July 22, 1939
Gila Almagor, known as the “queen of the Israeli cinema and theater,” is born as Gila Alexandrowitz in Haifa four months after an Arab sniper killed her father, a policeman who immigrated from Germany. Her mother, Chaya, is institutionalized in 1954 after struggling to handle the realization that the Nazis killed all her relatives in the Holocaust, and Gila moves to an educational youth village.
Almagor leaves the youth village for Tel Aviv after two years and is accepted into the Habima Theatre school. She makes her stage debut for Habima at age 17 in “The Skin of Our Teeth.” She marries a former Habima director, Yaakov Agmon, in 1963.
Almagor in 1958 begins a long run at Tel Aviv’s Cameri Theatre, where she establishes herself as a leading lady of the theater. She expands to screen work in 1960 and appears in more than 40 films, including “Munich” and “The Debt,” and 10 television series, such as “In Therapy” and “Nehama.”
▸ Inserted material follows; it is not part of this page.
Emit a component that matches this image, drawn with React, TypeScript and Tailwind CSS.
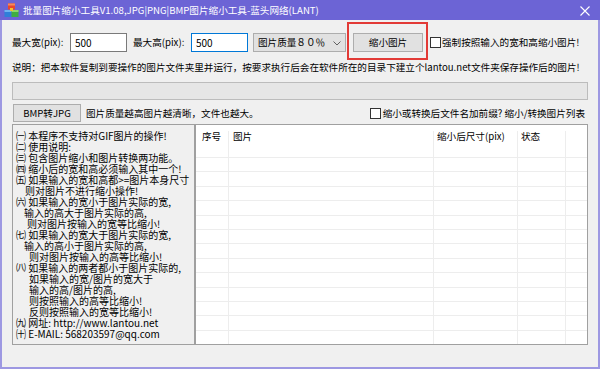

In 1986 she publishes an autobiographical novel, “The Summer of Aviya,” which documents her relationship with her mother. She adapts the novel into a one-woman theatrical performance and a film in which she plays the character based on her mother. Controversy arises when it becomes clear that her mother was a German emigrant but was not a Holocaust survivor as presented in the book. Almagor responds with a second autobiographical novel and film, “Under the Domim Tree,” which wins a National Jewish Book Award in 1995.
She receives a Lifetime Achievement Award from the Israeli Film Academy in 1997 and the Israel Prize for cinema in 2004
Almagor serves on the boards of nonprofit organizations that introduce youths to the arts and is the founder of an organization that fulfills wishes for children with terminal illnesses.